## Task statement
Give every line of the data again, unchanged, but with no pictures.

## Stored data
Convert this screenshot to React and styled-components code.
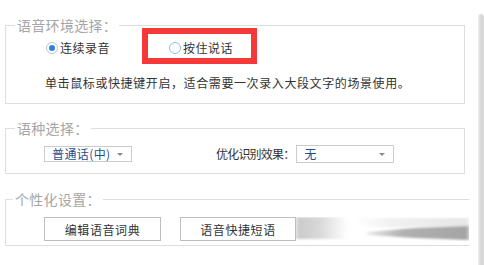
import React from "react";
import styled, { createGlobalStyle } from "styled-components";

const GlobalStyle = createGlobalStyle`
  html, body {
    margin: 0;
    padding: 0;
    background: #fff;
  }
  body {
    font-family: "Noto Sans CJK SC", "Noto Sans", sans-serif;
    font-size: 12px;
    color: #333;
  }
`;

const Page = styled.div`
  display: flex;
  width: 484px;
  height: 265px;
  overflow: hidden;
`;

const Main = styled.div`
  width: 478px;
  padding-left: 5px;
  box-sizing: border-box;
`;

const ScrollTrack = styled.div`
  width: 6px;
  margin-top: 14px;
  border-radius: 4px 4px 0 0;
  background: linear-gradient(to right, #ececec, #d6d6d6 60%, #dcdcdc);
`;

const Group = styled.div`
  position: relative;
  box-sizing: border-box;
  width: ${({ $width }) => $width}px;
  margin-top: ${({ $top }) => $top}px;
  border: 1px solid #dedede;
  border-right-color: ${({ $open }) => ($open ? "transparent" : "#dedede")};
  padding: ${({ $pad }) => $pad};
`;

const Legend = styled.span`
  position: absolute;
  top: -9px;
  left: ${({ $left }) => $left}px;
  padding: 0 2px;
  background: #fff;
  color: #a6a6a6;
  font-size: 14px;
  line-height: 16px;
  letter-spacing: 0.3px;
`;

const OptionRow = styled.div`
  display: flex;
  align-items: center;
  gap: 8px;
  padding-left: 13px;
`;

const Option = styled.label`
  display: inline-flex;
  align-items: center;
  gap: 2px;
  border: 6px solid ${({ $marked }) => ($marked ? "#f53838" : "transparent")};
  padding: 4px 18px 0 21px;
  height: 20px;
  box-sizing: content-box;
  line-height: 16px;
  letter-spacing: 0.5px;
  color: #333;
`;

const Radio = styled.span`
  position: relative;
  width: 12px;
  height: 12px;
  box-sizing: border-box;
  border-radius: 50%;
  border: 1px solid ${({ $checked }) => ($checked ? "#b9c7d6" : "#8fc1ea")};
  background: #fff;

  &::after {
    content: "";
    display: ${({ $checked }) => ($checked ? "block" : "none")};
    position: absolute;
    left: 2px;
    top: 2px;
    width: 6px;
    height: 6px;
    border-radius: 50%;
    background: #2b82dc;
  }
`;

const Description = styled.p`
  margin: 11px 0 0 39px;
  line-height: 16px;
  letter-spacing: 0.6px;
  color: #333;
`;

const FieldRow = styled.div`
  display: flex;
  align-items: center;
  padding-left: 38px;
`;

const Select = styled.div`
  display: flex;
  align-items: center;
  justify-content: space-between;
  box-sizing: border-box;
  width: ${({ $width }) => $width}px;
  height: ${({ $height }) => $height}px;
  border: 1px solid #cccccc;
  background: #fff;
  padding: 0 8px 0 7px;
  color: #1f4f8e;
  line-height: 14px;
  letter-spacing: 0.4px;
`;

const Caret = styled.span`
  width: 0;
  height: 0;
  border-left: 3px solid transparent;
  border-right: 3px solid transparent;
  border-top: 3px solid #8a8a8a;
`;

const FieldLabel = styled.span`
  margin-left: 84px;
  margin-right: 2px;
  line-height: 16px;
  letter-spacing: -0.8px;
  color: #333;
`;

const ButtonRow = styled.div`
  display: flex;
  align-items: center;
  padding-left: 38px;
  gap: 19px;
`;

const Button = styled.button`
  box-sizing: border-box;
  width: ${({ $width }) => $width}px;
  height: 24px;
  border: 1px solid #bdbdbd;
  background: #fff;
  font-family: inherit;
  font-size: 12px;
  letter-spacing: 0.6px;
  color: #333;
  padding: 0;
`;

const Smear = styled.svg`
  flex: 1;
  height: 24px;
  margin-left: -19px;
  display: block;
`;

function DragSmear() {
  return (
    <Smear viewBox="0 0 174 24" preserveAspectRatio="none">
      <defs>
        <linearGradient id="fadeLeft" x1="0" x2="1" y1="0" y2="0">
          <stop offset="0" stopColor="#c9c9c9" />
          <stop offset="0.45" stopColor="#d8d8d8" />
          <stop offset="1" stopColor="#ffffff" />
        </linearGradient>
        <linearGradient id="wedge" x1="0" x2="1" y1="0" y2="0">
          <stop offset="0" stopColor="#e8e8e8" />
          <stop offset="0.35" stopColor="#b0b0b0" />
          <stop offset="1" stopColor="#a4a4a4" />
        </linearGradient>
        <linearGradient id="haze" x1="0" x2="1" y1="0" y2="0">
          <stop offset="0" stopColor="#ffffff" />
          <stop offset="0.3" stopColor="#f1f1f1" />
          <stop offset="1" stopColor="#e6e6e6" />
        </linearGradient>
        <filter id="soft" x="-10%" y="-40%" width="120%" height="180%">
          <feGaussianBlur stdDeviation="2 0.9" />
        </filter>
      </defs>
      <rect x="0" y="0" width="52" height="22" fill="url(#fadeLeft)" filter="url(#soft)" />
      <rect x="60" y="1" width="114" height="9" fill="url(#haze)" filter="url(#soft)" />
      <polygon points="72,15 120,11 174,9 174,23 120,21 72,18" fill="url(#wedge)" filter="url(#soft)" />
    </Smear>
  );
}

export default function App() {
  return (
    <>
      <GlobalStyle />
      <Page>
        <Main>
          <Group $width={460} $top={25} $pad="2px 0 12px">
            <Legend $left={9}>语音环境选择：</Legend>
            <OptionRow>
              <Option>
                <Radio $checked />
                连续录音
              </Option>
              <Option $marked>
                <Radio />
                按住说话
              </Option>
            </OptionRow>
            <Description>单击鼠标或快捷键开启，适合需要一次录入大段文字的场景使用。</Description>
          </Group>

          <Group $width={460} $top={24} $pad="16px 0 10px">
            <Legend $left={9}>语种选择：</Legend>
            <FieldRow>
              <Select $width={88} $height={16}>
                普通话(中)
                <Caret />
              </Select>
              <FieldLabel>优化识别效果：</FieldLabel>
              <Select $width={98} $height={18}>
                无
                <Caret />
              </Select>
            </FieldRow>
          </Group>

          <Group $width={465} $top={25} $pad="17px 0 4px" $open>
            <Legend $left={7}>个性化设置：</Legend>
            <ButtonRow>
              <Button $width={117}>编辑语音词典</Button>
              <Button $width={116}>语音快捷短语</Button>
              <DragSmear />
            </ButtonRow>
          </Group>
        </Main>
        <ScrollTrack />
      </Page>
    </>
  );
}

## Solved exercise
Convert this screenshot to React and styled-components code.
import React from "react";
import styled, { createGlobalStyle } from "styled-components";

const GlobalStyle = createGlobalStyle`
  html, body {
    margin: 0;
    padding: 0;
    background: #fff;
  }
  body {
    font-family: "Noto Sans CJK SC", "Noto Sans", sans-serif;
    font-size: 12px;
    color: #333;
  }
`;

const Page = styled.div`
  display: flex;
  width: 484px;
  height: 265px;
  overflow: hidden;
`;

const Main = styled.div`
  width: 478px;
  padding-left: 5px;
  box-sizing: border-box;
`;

const ScrollTrack = styled.div`
  width: 6px;
  margin-top: 14px;
  border-radius: 4px 4px 0 0;
  background: linear-gradient(to right, #ececec, #d6d6d6 60%, #dcdcdc);
`;

const Group = styled.div`
  position: relative;
  box-sizing: border-box;
  width: ${({ $width }) => $width}px;
  margin-top: ${({ $top }) => $top}px;
  border: 1px solid #dedede;
  border-right-color: ${({ $open }) => ($open ? "transparent" : "#dedede")};
  padding: ${({ $pad }) => $pad};
`;

const Legend = styled.span`
  position: absolute;
  top: -9px;
  left: ${({ $left }) => $left}px;
  padding: 0 2px;
  background: #fff;
  color: #a6a6a6;
  font-size: 14px;
  line-height: 16px;
  letter-spacing: 0.3px;
`;

const OptionRow = styled.div`
  display: flex;
  align-items: center;
  gap: 8px;
  padding-left: 13px;
`;

const Option = styled.label`
  display: inline-flex;
  align-items: center;
  gap: 2px;
  border: 6px solid ${({ $marked }) => ($marked ? "#f53838" : "transparent")};
  padding: 4px 18px 0 21px;
  height: 20px;
  box-sizing: content-box;
  line-height: 16px;
  letter-spacing: 0.5px;
  color: #333;
`;

const Radio = styled.span`
  position: relative;
  width: 12px;
  height: 12px;
  box-sizing: border-box;
  border-radius: 50%;
  border: 1px solid ${({ $checked }) => ($checked ? "#b9c7d6" : "#8fc1ea")};
  background: #fff;

  &::after {
    content: "";
    display: ${({ $checked }) => ($checked ? "block" : "none")};
    position: absolute;
    left: 2px;
    top: 2px;
    width: 6px;
    height: 6px;
    border-radius: 50%;
    background: #2b82dc;
  }
`;

const Description = styled.p`
  margin: 11px 0 0 39px;
  line-height: 16px;
  letter-spacing: 0.6px;
  color: #333;
`;

const FieldRow = styled.div`
  display: flex;
  align-items: center;
  padding-left: 38px;
`;

const Select = styled.div`
  display: flex;
  align-items: center;
  justify-content: space-between;
  box-sizing: border-box;
  width: ${({ $width }) => $width}px;
  height: ${({ $height }) => $height}px;
  border: 1px solid #cccccc;
  background: #fff;
  padding: 0 8px 0 7px;
  color: #1f4f8e;
  line-height: 14px;
  letter-spacing: 0.4px;
`;

const Caret = styled.span`
  width: 0;
  height: 0;
  border-left: 3px solid transparent;
  border-right: 3px solid transparent;
  border-top: 3px solid #8a8a8a;
`;

const FieldLabel = styled.span`
  margin-left: 84px;
  margin-right: 2px;
  line-height: 16px;
  letter-spacing: -0.8px;
  color: #333;
`;

const ButtonRow = styled.div`
  display: flex;
  align-items: center;
  padding-left: 38px;
  gap: 19px;
`;

const Button = styled.button`
  box-sizing: border-box;
  width: ${({ $width }) => $width}px;
  height: 24px;
  border: 1px solid #bdbdbd;
  background: #fff;
  font-family: inherit;
  font-size: 12px;
  letter-spacing: 0.6px;
  color: #333;
  padding: 0;
`;

const Smear = styled.svg`
  flex: 1;
  height: 24px;
  margin-left: -19px;
  display: block;
`;

function DragSmear() {
  return (
    <Smear viewBox="0 0 174 24" preserveAspectRatio="none">
      <defs>
        <linearGradient id="fadeLeft" x1="0" x2="1" y1="0" y2="0">
          <stop offset="0" stopColor="#c9c9c9" />
          <stop offset="0.45" stopColor="#d8d8d8" />
          <stop offset="1" stopColor="#ffffff" />
        </linearGradient>
        <linearGradient id="wedge" x1="0" x2="1" y1="0" y2="0">
          <stop offset="0" stopColor="#e8e8e8" />
          <stop offset="0.35" stopColor="#b0b0b0" />
          <stop offset="1" stopColor="#a4a4a4" />
        </linearGradient>
        <linearGradient id="haze" x1="0" x2="1" y1="0" y2="0">
          <stop offset="0" stopColor="#ffffff" />
          <stop offset="0.3" stopColor="#f1f1f1" />
          <stop offset="1" stopColor="#e6e6e6" />
        </linearGradient>
        <filter id="soft" x="-10%" y="-40%" width="120%" height="180%">
          <feGaussianBlur stdDeviation="2 0.9" />
        </filter>
      </defs>
      <rect x="0" y="0" width="52" height="22" fill="url(#fadeLeft)" filter="url(#soft)" />
      <rect x="60" y="1" width="114" height="9" fill="url(#haze)" filter="url(#soft)" />
      <polygon points="72,15 120,11 174,9 174,23 120,21 72,18" fill="url(#wedge)" filter="url(#soft)" />
    </Smear>
  );
}

export default function App() {
  return (
    <>
      <GlobalStyle />
      <Page>
        <Main>
          <Group $width={460} $top={25} $pad="2px 0 12px">
            <Legend $left={9}>语音环境选择：</Legend>
            <OptionRow>
              <Option>
                <Radio $checked />
                连续录音
              </Option>
              <Option $marked>
                <Radio />
                按住说话
              </Option>
            </OptionRow>
            <Description>单击鼠标或快捷键开启，适合需要一次录入大段文字的场景使用。</Description>
          </Group>

          <Group $width={460} $top={24} $pad="16px 0 10px">
            <Legend $left={9}>语种选择：</Legend>
            <FieldRow>
              <Select $width={88} $height={16}>
                普通话(中)
                <Caret />
              </Select>
              <FieldLabel>优化识别效果：</FieldLabel>
              <Select $width={98} $height={18}>
                无
                <Caret />
              </Select>
            </FieldRow>
          </Group>

          <Group $width={465} $top={25} $pad="17px 0 4px" $open>
            <Legend $left={7}>个性化设置：</Legend>
            <ButtonRow>
              <Button $width={117}>编辑语音词典</Button>
              <Button $width={116}>语音快捷短语</Button>
              <DragSmear />
            </ButtonRow>
          </Group>
        </Main>
        <ScrollTrack />
      </Page>
    </>
  );
}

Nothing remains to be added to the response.